Aus diesem Dilemma sucht nun (in den USA – T.L.) jede Gruppe ihren eigenen Weg, jede Gruppe versucht eigene Mittel anzuwenden. Soweit aber Banken, Industrieunternehmungen und Eisenbahnen in Frage kommen, versuchen sie, die bisher Millionen und aber Millionen für Werbung (advertising) ausgegeben haben, ein neues Mittel: Public Relations Policy.

(Hundhausen 1938, S. 50)

Demokratie als förderliche, aber nicht notwendige Bedingung für Öffentlichkeitsarbeit

Der Umkehrschluss dieser Argumentation bedeutete – und dies lässt sich als vierte Schlussfolgerung aus der Fachdebatte der NS-Zeit ziehen: Eine auf Öffentlichkeit beruhende Demokratie (wie in den USA) kommt ohne Public Relations nicht (mehr) aus, das autoritäre Herrschaftssystem in Deutschland sei gewissermaßen eine Alternative dazu und brauche (die „neue“) PR nicht oder weniger – da ließ Hundhausen einiges in der Schwebe. Wohlgemerkt unter der von ihm betonten Voraussetzung, dass deutsche Unternehmen ja schon immer (klassische) Pressearbeit und Wirtschaftskommunikation leisteten.

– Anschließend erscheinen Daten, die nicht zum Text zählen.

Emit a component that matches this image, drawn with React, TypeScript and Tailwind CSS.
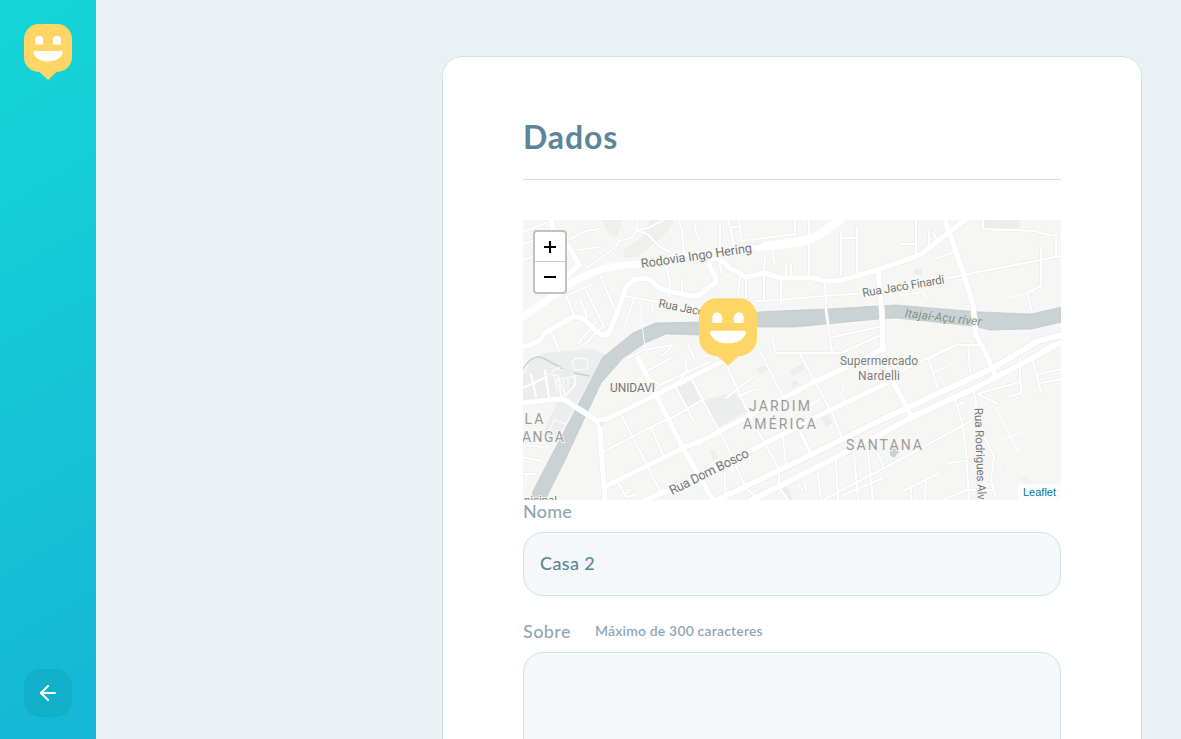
import React from 'react';
import { FiArrowLeft } from 'react-icons/fi';

function HappyMark({ className }: { className?: string }) {
  return (
    <svg viewBox="0 0 48 56" className={className} aria-hidden="true">
      <path
        fill="#FFD666"
        d="M15 0H33A15 15 0 0 1 48 15V33A15 15 0 0 1 33 48H32.500L24 56L15.500 48H15A15 15 0 0 1 0 33V15A15 15 0 0 1 15 0Z"
      />
      <path
        fill="#fff"
        d="M11 20.5V16a4.1 4.1 0 0 1 8.2 0v4.5ZM28.8 20.5V16a4.1 4.1 0 0 1 8.2 0v4.5ZM10.5 27h27q1.6 0 1.3 1.6C37.8 33.8 31.8 37.4 24 37.4S10.200 33.800 9.200 28.600Q9 27 10.500 27Z"
      />
    </svg>
  );
}

const thinRoads = [
  'M0 12L25 2', 'M0 24L20 17', 'M0 40L12 36', 'M47 19L62 11L77 9', 'M55 30L77 27',
  'M64 48L93 27L96 21L108 18L115 10L125 8L141 0', 'M115 0L113 10L124 14L137 27L147 32',
  'M156 0L159 10L161 32', 'M171 0L173 13L178 22',
  'M143 44L147 63L146 76', 'M159 61V73', 'M45 75L70 64', 'M43 75L51 95', 'M57 79L64 97', 'M63 70L82 108', 'M77 55L92 90',
  'M102 76L135 82L157 88', 'M111 79L102 106', 'M130 83L129 93',
  'M74 101L55 123', 'M79 107L60 126', 'M28 111L36 131',
  'M105 138L120 130L150 125', 'M165 125L171 138', 'M149 126L139 136',
  'M197 0V11L197 30', 'M205 0L209 15L211 27', 'M208 7H215', 'M216 0L219 22', 'M219 21L272 14V0', 'M286 0V19L286 57',
  'M197 43L198 52L200 54', 'M217 56L215 73', 'M223 56V78', 'M242 35L241 52V81', 'M249 28L251 44L253 44', 'M263 45V55', 'M268 45V55',
  'M258 58L258 85', 'M233 81L255 80L300 76', 'M318 13V55', 'M334 8V54', 'M318 18H334', 'M393 0V35', 'M378 24H391', 'M406 11V26', 'M410 13L414 20',
  'M411 39L431 32', 'M460 0V9L512 11L521 14L533 15V36', 'M518 27V66L504 73L508 89', 'M300 76L360 72',
  'M377 73L379 75L399 72L404 78', 'M425 58L445 54L538 36', 'M302 62L303 90L309 132',
  'M309 117L356 107', 'M250 118L252 133L318 133L356 116', 'M180 136L215 134', 'M238 133L258 173L288 232', 'M277 134L309 193L319 218',
  'M200 138L223 188L243 226L257 250', 'M203 178L231 156', 'M216 176L233 169', 'M283 188L297 179',
  'M162 138L164 150L152 168', 'M124 151L150 137', 'M125 157L137 165L171 149L187 142',
  'M168 157L180 181L201 220L222 266', 'M152 166L171 202', 'M78 233L128 207L154 195L181 179',
  'M98 194L125 247L137 271', 'M128 207L140 235', 'M150 207L161 226', 'M96 264L103 277L114 274', 'M101 274L108 270',
  'M172 218L180 230', 'M227 237V242', 'M201 239L203 280', 'M224 269L237 280', 'M260 217L263 245', 'M268 195L288 235',
  'M256 255L256 268L265 280', 'M275 264L279 270', 'M281 260L283 270', 'M295 253L298 280', 'M313 241L315 280', 'M331 233L335 280',
  'M344 225L350 280', 'M300 280L365 246L402 226L448 201', 'M355 233L360 246', 'M321 275L360 258',
  'M432 180L438 197L443 230L446 280', 'M435 185L441 182', 'M451 172L454 190L463 220L471 237L468 260L472 275',
  'M455 174L475 184', 'M457 173L497 162V138', 'M484 177L498 173V161',
  'M509 138L518 172', 'M514 155L538 149', 'M519 163L538 159', 'M405 138L415 168', 'M412 152L423 147', 'M370 155L405 138L430 126',
  'M425 243L441 241', 'M380 271L416 253', 'M388 268V280', 'M403 260L402 280', 'M420 280L444 270H470', 'M445 125L447 151',
  'M407 138L433 125H461', 'M8 154L13 177', 'M22 150L26 178', 'M0 168L24 157', 'M0 225L20 227', 'M0 237L18 241', 'M0 254H14', 'M4 255L2 264',
];

const footPaths = [
  'M118 81L118 98L123 134', 'M485 78L504 73', 'M321 164L318 176L322 180L325 188', 'M473 187L494 230', 'M479 220L500 211', 'M487 232L498 227', 'M99 249L103 258',
  'M49 142L53 138L64 139L65 149L52 150Z', 'M33 160L53 156L52 166L39 177Z', 'M25 154L35 156L42 175', 'M35 149L50 153L52 164L42 178M31 153L34 172M36 158L38 176M40 158L42 174M45 158V170M37 147L28 152', 'M26 211L31 200L42 204',
];

const majorRoads = [
  'M0 97L50 62L70 52Q90 45 117 44L150 37L233 26L260 24Q280 22 287 19Q296 16 303 10L317 0',
  'M0 127L15 122L23 112L50 97Q57 96 62 100L72 110Q83 121 88 108L97 85L103 67Q109 58 118 59Q126 57 131 63Q136 69 145 71L168 76Q181 75 182 70L192 63Q195 60 190 53L186 44Q187 39 193 39Q200 40 205 47L223 57L242 53L257 58L290 58Q306 64 327 58L360 48L397 35L442 0',
  'M28 0L31 15L47 28L56 45L42 58',
  'M422 0L440 52L450 85L453 115L465 138L472 155',
  'M355 50L359 92L360 132L369 160L388 195',
  'M0 183L35 179Q43 179 48 184L73 200H82L133 175L180 151L216 134',
  'M73 200Q77 204 77 211L82 280',
  'M83 266L160 228L180 220L293 161L329 145L359 129',
  'M115 138L133 175L160 228L180 263L190 280',
  'M123 280L148 269L190 250L227 231L305 191L360 165L370 158',
];

const highways = [
  'M194 280L257 250L360 199L470 148L515 121L538 115',
  'M228 280L257 266L360 213L387 198L450 169L508 139L530 126L538 123',
];

const mapLabels = [
  { text: 'Rodovia Ingo Hering', x: 118.5, y: 48, size: 12.8, length: 112, angle: -8.2, color: '#767676' },
  { text: 'Rua Jacó Finardi', x: 340, y: 77, size: 11.8, length: 83, angle: -9.5, color: '#767676' },
  { text: 'UNIDAVI', x: 87, y: 172, size: 12, length: 45, angle: 0, color: '#757575' },
  { text: 'Supermercado', x: 317, y: 145, size: 12, length: 78, angle: 0, color: '#7e7e7e' },
  { text: 'Nardelli', x: 335, y: 160, size: 12, length: 42, angle: 0, color: '#7e7e7e' },
  { text: 'JARDIM', x: 226, y: 191, size: 14, length: 61, angle: 0, color: '#9c9c9c' },
  { text: 'AMÉRICA', x: 220, y: 209, size: 14, length: 73, angle: 0, color: '#9c9c9c' },
  { text: 'SANTANA', x: 323, y: 230, size: 14, length: 76, angle: 0, color: '#9c9c9c' },
  { text: 'LA', x: 1.5, y: 204, size: 14, length: 19, angle: 0, color: '#9c9c9c' },
  { text: 'ANGA', x: -1, y: 222, size: 14, length: 42, angle: 0, color: '#9c9c9c' },
  { text: 'Rua Dom Bosco', x: 149, y: 275, size: 13, length: 87, angle: -26.5, color: '#767676' },
  { text: 'nicipal', x: 1, y: 284, size: 11.5, length: 33, angle: 0, color: '#7e7e7e' },
];

function MapDrawing() {
  return (
    <svg viewBox="0 0 538 280" className="block h-[280px] w-[538px] font-normal" fontFamily="Roboto, sans-serif">
      <rect width="538" height="280" fill="#f6f6f5" />
      <g fill="#ebeeed">
        <path d="M78 0H100L94 17L87 15ZM101 29L119 18L127 0H151L143 13L129 25L116 36L101 38Z" fill="#efefed" />
        <path d="M0 155L7 142L21 133L70 129L82 135L53 184L35 217H20L22 208L35 180L0 184Z" />
        <path d="M152 167L167 158L178 179L164 187ZM182 180L211 172L225 190L195 208ZM461 0H497V8H460ZM391 49H399V55H391Z" />
        <path d="M267 151L279 144L282 149L270 156ZM234 149L242 145L244 150L236 154ZM268 162L274 160L276 164L269 168ZM298 198L305 194L309 203L303 207ZM187 231L192 230L195 238L190 240Z" />
        <path d="M478 244L484 249L483 253ZM497 258H504L509 263H502Z" fill="#f0f1ef" />
        <path d="M259 267L267 268L269 280H263Z" />
      </g>
      <path d="M-3 154Q8 133 20 138L35 146L42 151L66 156" fill="none" stroke="#cbd2d1" strokeWidth="1.5" />
      <path
        fill="#cad2d3"
        stroke="#b8c4c5"
        strokeWidth=".6"
        d="M8 280L10 271L80 137L110 113L132 103L177 102L234 92L303 89L356 86L373 85L457 92L508 94L539 87V102L508 109L467 110L450 106L373 98L356 99L303 104L272 107L234 107L177 115L143 114L122 123L100 138L78 163L43 238L28 268L22 280Z"
      />
      <path d="M367 229L375 228L376 232L371 238L367 235Z" fill="#cad2d3" />
      <g fill="none" strokeLinecap="round" strokeLinejoin="round">
        <g stroke="#eaebe9">
          {thinRoads.map((d, i) => <path key={i} d={d} strokeWidth="3.2" />)}
          {majorRoads.map((d, i) => <path key={i} d={d} strokeWidth="6.2" />)}
          {highways.map((d, i) => <path key={i} d={d} strokeWidth="7" />)}
        </g>
        <g stroke="#fff">
          {footPaths.map((d, i) => <path key={i} d={d} strokeWidth="1.1" opacity=".85" />)}
          {thinRoads.map((d, i) => <path key={i} d={d} strokeWidth="2.1" />)}
          {majorRoads.map((d, i) => <path key={i} d={d} strokeWidth="5.2" />)}
          {highways.map((d, i) => <path key={i} d={d} strokeWidth="5.8" />)}
          <path d="M0 97L50 62L70 52Q90 45 117 44" strokeWidth="7" />
          <path d="M235 27L260 24Q280 22 287 19Q296 16 303 10L317 0" strokeWidth="8.5" />
        </g>
      </g>
      <path d="M230 23L240 21L238 24L230 26Z" fill="#eeefed" />
      <path d="M76 202L82 202L78 207Z" fill="#ebecea" />
      {mapLabels.map((l) => (
        <text
          key={l.text}
          x={l.x}
          y={l.y}
          transform={`rotate(${l.angle} ${l.x} ${l.y})`}
          fontSize={l.size}
          textLength={l.length}
          fill={l.color}
          stroke="#f6f6f4"
          strokeWidth="2"
          paintOrder="stroke"
        >
          {l.text}
        </text>
      ))}
      <text x="135" y="87" transform="rotate(11 135 87)" fontSize="11.8" textLength="83" fill="#767676" stroke="#f6f6f4" strokeWidth="2" paintOrder="stroke">
        Rua Jacó Finardi
      </text>
      <text x="381.5" y="97" transform="rotate(6.5 381.5 97)" fontSize="12" fontStyle="italic" textLength="77" fill="#849294">
        Itajaí-Açu river
      </text>
      <text x="451.5" y="188" transform="rotate(88 451.5 188)" fontSize="11.8" textLength="104" fill="#767676" stroke="#f6f6f4" strokeWidth="2" paintOrder="stroke">
        Rua Rodrigues Alves
      </text>
    </svg>
  );
}

function LocationMap() {
  return (
    <div className="relative h-[280px] w-full overflow-hidden">
      <MapDrawing />
      <HappyMark className="absolute left-[176px] top-[78px] h-[68px] w-[58px]" />
      <div className="absolute left-[10px] top-[10px] flex w-[34px] flex-col rounded border-2 border-[#c1c1c0] bg-white">
        <button aria-label="Zoom in" className="flex h-[30px] items-center justify-center border-b border-[#ccc]">
          <svg viewBox="0 0 12 12" className="size-3"><path d="M0 6H12M6 0V12" stroke="#000" strokeWidth="2" /></svg>
        </button>
        <button aria-label="Zoom out" className="flex h-[30px] items-center justify-center">
          <svg viewBox="0 0 12 12" className="size-3"><path d="M0 6H12" stroke="#000" strokeWidth="2" /></svg>
        </button>
      </div>
      <div className="absolute bottom-0 right-0 flex h-4 w-[43px] items-center justify-center bg-white/70 font-['Liberation_Sans',sans-serif] text-[11px] font-normal text-[#0078A8]">
        Leaflet
      </div>
    </div>
  );
}

export default function App() {
  return (
    <div className="flex h-[739px] overflow-hidden bg-[#e9f1f5] font-[Lato,sans-serif] font-medium">
      <aside className="flex w-24 shrink-0 flex-col items-center justify-between bg-[linear-gradient(329.54deg,#15B6D6_0%,#15D6D6_100%)] pb-[22px] pt-6">
        <HappyMark className="h-14 w-12" />
        <button aria-label="Voltar" className="flex size-12 items-center justify-center rounded-2xl bg-[#12AFCB]">
          <FiArrowLeft size={24} color="#fff" />
        </button>
      </aside>
      <main className="flex flex-1 justify-end pr-[39px] pt-14">
        <form className="h-[900px] w-[700px] rounded-[20px] border border-[#D3E2E5] bg-white px-20 pt-[63px]">
          <h1 className="flex h-[60px] items-start border-b border-[#D3E2E5] text-[32px] font-bold leading-[34px] text-[#5C8599]">
            <span className="tracking-[0.9px]">Dados</span>
          </h1>
          <div className="pt-10">
            <LocationMap />
          </div>
          <div className="flex h-6 items-center pb-0.5 text-[18px] tracking-[0.2px] text-[#8FA7B3]">Nome</div>
          <input
            defaultValue="Casa 2"
            className="mt-2 block h-16 w-full rounded-[20px] border border-[#D3E2E5] bg-[#F4F8FB] px-4 pb-0.5 text-[18px] tracking-[0.4px] text-[#5C8599] outline-none"
          />
          <div className="mt-6 flex h-6 items-center gap-6 pb-0.5 text-[#8FA7B3]">
            <span className="text-[18px] tracking-[0.4px]">Sobre</span>
            <span className="pb-0.5 text-[14px] font-semibold tracking-[0.17px]">Máximo de 300 caracteres</span>
          </div>
          <textarea className="mt-2 block h-[120px] w-full resize-none rounded-[20px] border border-[#D3E2E5] bg-[#F4F8FB] outline-none" />
        </form>
      </main>
    </div>
  );
}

Die Argumentationslinie, dass vor allem eine auf Wettbewerb beruhende Demokratie Öffentlichkeitsarbeit ermögliche und benötige, sie aber auch in nichtdemokratischen Systemen vorkomme, ist nicht weit von der, die heute wie folgt formuliert werden kann:

Nicht die Gesellschaftsform als solche (…) und deren Freiheiten und Regeln für gesellschaftliche Subsysteme (…) (sind) als grundlegendes Kriterium für ein Auftreten von Öffentlichkeitsarbeit (…) anzuführen, sondern das Vorhandensein kommunikativen Gestaltungsbedarfs und kommunikativer Gestaltungsspielräume, deren Umfang in einer Staatsform wie der Demokratie zwar am weitreichendsten sein dürfte, deren Auftreten aber nicht per se auf diese Gesellschaftsform beschränkt ist; möglicherweise offenbaren auch totalitäre Gesellschaftsformen (…) – in einem anderen Umfang und unter anderen Rahmenbedingungen – vergleichbare kommunikative Handlungsräume (…).

(Peter Szyszka in Szyszka 1997, S. 133)

 

 

Autor(en): T.L.

Anmerkungen

1 Vgl. Zeitungswissenschaft 1937/4, S. 253, und 1938/5, S. 336. Zit. bei Liebert 2003, S. 105.